━━ SUPPLIED MATERIAL ━━
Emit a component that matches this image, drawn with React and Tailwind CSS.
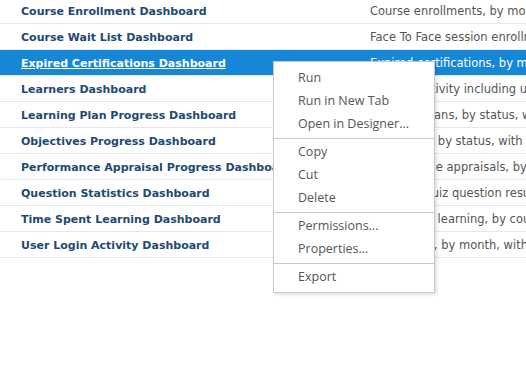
━━━
━━ SUPPLIED MATERIAL ━━
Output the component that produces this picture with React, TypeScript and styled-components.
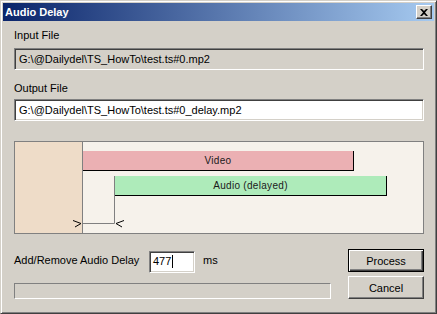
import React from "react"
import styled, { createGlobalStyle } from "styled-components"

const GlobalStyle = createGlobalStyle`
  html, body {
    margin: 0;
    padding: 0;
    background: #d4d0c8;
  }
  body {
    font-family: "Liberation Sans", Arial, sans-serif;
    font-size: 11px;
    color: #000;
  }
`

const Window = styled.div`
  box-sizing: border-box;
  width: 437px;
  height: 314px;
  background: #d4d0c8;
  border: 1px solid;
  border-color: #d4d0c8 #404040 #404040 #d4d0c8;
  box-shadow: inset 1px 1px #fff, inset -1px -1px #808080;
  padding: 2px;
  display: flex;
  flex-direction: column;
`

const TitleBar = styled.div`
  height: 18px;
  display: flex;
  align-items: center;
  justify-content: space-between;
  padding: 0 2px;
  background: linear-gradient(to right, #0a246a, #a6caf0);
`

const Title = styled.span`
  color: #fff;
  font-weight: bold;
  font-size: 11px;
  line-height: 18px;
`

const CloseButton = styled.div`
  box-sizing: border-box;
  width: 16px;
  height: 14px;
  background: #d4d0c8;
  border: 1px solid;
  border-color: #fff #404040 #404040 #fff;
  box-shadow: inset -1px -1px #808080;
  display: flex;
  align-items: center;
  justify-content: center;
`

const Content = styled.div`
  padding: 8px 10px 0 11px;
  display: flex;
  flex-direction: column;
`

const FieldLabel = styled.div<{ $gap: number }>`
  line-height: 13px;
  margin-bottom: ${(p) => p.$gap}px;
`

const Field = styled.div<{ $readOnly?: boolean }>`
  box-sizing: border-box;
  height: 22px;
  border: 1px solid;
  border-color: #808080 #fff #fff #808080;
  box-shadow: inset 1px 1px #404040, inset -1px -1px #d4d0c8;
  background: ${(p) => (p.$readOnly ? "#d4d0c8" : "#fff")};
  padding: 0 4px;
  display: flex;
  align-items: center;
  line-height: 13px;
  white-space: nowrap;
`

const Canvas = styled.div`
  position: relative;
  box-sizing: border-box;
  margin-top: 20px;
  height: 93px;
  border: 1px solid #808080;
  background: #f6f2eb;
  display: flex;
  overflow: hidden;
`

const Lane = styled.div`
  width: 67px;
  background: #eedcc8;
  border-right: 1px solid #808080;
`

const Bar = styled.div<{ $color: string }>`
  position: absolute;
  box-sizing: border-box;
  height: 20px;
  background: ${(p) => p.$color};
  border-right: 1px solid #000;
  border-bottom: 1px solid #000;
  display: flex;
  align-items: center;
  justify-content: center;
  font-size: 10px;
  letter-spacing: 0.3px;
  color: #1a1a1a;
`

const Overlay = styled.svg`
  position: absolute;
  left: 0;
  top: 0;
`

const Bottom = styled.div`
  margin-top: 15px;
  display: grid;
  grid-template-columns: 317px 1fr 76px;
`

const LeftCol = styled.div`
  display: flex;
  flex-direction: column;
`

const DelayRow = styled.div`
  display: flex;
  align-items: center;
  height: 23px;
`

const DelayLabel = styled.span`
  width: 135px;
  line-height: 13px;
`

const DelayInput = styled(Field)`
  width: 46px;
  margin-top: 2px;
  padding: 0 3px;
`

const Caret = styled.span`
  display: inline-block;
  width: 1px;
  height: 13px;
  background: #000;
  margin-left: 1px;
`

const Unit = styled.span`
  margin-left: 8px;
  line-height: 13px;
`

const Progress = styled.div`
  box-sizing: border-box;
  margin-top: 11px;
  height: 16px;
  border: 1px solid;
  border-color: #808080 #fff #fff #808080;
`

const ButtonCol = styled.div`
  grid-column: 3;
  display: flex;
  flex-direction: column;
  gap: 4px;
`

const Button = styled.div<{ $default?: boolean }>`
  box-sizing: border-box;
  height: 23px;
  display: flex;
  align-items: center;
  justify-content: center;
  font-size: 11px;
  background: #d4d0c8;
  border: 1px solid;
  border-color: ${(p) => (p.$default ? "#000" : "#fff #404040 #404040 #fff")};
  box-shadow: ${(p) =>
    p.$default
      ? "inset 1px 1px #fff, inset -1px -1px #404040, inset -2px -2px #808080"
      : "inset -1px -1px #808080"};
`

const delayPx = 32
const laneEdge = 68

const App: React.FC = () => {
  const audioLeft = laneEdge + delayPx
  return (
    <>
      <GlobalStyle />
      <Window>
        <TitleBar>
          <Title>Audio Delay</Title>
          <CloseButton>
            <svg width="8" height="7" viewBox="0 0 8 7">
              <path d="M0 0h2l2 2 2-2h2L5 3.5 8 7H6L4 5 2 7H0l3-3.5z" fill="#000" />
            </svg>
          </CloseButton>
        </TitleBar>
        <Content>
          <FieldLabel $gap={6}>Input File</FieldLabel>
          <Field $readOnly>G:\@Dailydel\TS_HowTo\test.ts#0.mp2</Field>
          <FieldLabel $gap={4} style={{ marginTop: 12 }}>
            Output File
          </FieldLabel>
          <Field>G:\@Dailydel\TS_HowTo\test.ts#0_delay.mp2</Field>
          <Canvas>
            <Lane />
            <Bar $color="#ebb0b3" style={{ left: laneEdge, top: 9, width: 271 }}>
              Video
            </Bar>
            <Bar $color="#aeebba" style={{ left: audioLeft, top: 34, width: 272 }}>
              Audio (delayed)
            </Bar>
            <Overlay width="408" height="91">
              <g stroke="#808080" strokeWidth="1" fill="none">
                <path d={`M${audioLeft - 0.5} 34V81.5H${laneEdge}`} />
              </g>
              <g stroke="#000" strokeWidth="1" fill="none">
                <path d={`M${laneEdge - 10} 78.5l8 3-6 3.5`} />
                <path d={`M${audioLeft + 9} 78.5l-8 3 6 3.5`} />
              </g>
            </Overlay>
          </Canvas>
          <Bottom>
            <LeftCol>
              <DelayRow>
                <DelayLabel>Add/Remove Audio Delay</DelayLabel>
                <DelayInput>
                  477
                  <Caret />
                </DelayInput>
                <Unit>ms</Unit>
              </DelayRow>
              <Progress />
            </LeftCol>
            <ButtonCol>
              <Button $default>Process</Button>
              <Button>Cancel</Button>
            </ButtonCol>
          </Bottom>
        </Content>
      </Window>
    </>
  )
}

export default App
━━━
REQUIREMENT - Give the number of lines in the entries above that include the string "this". No other output is expected.

RESULT OF THE TASK - 2